Scan the data for lines with "this" and report the count by itself.

— Start Data to process —

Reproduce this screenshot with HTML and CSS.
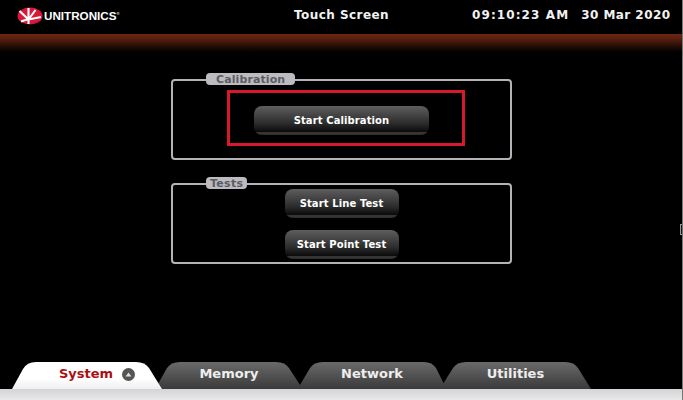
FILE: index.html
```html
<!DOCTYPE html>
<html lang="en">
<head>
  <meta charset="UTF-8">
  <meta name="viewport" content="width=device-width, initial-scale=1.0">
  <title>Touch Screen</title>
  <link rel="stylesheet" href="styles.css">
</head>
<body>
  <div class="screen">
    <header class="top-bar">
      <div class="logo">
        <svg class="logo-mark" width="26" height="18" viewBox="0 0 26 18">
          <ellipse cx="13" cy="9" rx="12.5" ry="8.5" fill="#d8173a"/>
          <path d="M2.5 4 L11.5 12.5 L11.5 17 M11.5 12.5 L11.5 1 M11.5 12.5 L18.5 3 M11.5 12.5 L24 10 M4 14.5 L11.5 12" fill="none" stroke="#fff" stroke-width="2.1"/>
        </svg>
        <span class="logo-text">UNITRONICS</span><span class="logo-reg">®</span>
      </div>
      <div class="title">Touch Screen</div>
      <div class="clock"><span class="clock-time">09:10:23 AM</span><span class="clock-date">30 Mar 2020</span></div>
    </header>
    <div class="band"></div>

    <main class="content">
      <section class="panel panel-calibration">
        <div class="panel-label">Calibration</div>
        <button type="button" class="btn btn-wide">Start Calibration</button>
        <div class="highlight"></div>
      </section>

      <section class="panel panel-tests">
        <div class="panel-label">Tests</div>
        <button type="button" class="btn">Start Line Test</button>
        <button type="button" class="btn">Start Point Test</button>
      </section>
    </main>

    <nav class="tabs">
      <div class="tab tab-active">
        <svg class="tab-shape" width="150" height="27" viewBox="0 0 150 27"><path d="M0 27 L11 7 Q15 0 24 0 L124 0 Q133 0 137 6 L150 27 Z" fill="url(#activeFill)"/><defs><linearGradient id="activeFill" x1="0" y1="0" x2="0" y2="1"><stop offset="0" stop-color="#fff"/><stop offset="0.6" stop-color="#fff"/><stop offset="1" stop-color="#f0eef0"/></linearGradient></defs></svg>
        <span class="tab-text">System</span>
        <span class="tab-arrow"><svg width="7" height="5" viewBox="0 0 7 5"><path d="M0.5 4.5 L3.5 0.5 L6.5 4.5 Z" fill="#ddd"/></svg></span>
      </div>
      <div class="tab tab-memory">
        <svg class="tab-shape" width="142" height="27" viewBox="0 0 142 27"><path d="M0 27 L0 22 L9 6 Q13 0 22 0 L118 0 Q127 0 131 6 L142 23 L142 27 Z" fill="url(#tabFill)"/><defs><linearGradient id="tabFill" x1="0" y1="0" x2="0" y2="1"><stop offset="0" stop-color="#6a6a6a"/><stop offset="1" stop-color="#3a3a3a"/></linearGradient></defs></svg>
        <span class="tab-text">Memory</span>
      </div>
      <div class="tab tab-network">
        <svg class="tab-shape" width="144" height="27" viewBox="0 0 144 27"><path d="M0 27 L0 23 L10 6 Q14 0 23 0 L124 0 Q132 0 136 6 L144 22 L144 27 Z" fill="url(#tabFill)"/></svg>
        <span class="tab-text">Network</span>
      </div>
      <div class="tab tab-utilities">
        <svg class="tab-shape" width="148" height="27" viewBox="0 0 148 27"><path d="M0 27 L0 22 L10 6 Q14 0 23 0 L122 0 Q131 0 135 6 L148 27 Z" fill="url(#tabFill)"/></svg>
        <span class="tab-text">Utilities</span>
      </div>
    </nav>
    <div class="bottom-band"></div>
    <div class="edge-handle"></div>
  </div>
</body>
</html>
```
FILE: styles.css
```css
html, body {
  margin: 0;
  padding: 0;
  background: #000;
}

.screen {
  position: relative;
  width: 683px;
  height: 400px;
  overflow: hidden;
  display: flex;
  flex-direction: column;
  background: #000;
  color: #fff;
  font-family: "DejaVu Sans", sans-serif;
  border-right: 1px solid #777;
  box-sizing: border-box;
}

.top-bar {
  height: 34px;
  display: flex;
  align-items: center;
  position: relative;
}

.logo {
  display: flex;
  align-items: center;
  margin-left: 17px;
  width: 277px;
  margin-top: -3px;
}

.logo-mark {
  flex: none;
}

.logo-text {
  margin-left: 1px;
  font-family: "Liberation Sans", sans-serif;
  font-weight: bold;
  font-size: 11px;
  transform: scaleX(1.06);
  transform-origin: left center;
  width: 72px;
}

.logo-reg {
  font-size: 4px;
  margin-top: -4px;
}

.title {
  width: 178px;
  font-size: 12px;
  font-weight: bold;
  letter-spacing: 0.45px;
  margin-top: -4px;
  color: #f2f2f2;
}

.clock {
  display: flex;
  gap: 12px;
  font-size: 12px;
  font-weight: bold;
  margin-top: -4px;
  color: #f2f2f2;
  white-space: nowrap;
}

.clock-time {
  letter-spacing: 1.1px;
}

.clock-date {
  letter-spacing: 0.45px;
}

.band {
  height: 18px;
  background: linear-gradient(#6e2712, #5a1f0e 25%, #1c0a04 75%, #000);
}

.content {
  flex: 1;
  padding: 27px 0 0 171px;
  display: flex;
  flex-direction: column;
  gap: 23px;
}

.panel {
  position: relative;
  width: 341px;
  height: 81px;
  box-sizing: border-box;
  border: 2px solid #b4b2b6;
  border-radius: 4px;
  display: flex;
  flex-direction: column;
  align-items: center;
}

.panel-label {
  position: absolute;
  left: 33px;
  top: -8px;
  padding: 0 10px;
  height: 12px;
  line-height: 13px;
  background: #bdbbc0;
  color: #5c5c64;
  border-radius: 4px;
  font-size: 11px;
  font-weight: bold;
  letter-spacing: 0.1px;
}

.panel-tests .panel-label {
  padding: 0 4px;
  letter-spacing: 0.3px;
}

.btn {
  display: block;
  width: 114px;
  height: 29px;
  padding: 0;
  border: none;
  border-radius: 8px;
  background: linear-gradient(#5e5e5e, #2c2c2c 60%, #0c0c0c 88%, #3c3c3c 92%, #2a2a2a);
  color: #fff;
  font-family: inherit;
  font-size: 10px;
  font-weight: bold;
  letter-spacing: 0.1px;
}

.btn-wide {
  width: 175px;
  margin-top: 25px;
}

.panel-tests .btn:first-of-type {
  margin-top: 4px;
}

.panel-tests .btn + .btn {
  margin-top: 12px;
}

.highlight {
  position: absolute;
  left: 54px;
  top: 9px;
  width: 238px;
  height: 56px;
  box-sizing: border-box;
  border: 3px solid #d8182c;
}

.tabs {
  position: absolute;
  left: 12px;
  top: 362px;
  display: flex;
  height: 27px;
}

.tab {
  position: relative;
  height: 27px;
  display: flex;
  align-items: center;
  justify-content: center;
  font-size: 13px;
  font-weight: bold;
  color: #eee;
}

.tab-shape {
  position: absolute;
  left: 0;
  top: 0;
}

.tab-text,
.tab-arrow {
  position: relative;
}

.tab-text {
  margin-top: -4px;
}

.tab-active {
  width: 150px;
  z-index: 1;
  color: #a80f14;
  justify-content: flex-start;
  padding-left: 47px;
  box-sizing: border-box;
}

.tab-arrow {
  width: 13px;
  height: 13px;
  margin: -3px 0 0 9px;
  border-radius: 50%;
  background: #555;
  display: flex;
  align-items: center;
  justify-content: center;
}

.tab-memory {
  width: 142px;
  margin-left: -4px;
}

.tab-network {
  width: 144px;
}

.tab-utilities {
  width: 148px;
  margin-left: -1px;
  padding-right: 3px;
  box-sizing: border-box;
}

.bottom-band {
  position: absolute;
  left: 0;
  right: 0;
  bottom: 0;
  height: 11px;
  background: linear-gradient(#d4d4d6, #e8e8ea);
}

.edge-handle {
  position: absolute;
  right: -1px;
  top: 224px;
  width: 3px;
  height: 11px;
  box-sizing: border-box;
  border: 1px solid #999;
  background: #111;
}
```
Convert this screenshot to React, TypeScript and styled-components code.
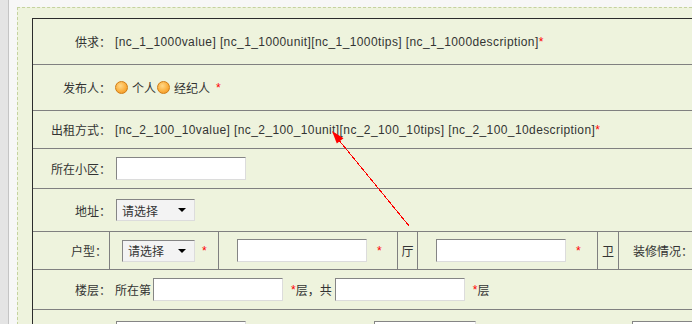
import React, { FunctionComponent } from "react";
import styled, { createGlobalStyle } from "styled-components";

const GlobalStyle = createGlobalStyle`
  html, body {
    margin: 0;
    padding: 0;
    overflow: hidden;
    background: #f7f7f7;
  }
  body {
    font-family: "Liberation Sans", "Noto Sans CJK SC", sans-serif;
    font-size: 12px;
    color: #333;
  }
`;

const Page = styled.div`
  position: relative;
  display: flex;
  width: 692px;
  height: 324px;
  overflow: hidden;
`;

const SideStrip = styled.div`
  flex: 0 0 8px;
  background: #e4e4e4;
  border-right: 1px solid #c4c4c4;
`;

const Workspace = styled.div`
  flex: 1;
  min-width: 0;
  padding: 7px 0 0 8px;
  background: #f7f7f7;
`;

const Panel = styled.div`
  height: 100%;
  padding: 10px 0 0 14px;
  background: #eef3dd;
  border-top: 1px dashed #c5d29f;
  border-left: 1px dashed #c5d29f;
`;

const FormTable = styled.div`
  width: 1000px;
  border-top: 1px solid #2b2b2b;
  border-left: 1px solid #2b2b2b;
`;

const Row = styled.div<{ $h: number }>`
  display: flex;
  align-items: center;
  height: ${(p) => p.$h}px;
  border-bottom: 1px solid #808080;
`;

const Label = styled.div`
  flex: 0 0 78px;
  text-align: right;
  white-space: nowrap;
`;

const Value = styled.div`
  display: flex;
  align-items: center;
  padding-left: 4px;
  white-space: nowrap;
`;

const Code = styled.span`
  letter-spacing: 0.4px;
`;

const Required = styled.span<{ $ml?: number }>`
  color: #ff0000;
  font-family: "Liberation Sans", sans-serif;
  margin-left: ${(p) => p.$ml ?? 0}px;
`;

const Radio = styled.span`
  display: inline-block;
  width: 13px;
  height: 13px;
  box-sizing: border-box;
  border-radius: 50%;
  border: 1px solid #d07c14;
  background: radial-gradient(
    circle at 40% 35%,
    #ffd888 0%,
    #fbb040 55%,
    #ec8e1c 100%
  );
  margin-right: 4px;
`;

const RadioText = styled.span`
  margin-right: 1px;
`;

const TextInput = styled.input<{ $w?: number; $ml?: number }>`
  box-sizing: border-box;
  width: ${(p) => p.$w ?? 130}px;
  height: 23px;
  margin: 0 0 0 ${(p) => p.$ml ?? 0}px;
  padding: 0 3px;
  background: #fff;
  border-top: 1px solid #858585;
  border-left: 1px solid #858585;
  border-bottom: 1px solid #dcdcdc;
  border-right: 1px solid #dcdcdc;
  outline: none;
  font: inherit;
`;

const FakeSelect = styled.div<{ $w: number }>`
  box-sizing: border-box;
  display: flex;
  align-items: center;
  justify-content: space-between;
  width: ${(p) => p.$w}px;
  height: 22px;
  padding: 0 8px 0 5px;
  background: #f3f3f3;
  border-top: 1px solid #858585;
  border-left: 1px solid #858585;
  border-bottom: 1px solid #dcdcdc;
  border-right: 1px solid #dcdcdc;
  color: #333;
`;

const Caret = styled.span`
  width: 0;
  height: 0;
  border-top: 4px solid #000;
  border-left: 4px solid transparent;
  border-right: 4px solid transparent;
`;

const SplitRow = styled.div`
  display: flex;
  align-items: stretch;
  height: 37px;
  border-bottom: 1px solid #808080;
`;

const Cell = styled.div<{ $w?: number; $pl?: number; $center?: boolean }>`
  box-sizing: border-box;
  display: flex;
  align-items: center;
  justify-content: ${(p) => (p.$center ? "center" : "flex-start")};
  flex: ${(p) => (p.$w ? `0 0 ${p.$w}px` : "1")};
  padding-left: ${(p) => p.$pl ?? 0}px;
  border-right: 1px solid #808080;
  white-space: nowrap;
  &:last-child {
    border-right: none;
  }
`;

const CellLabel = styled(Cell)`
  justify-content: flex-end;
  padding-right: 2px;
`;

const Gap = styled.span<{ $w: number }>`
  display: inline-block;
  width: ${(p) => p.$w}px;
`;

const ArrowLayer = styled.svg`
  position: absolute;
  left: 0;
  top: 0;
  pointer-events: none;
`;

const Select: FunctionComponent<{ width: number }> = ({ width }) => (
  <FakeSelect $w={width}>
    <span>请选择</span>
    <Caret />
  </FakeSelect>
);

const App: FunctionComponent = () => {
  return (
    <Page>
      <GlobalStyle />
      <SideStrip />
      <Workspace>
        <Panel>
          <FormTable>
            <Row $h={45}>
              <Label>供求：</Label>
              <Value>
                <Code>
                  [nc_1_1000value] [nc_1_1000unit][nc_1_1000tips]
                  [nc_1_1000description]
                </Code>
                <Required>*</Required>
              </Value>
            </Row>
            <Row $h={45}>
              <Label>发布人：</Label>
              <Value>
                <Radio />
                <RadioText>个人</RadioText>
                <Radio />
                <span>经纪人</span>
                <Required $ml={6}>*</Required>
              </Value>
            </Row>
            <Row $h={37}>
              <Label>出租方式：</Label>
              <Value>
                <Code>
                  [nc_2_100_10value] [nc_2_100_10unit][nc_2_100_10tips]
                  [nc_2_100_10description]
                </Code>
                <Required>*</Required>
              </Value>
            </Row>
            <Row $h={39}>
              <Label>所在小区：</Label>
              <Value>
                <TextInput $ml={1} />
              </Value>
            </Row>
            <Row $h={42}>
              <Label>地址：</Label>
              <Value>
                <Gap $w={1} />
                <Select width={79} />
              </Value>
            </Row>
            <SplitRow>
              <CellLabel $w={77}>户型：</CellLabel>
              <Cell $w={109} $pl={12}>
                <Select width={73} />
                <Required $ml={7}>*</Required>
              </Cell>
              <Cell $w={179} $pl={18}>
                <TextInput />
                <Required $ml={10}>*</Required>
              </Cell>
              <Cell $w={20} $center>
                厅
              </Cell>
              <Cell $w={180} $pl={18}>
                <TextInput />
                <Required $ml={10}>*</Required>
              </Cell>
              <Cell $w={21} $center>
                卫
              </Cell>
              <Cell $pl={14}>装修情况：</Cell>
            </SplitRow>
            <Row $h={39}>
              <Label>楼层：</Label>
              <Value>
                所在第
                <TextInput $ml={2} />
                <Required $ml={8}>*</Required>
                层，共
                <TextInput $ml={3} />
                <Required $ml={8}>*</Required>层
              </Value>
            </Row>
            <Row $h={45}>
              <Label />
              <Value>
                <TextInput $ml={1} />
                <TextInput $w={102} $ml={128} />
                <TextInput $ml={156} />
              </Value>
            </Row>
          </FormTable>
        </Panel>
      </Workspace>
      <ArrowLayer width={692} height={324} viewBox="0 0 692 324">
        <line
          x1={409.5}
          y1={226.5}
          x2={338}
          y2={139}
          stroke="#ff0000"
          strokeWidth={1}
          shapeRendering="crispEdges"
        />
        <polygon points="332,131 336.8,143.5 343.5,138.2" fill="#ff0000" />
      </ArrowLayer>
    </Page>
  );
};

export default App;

— End Data to process —

* **Solution**
2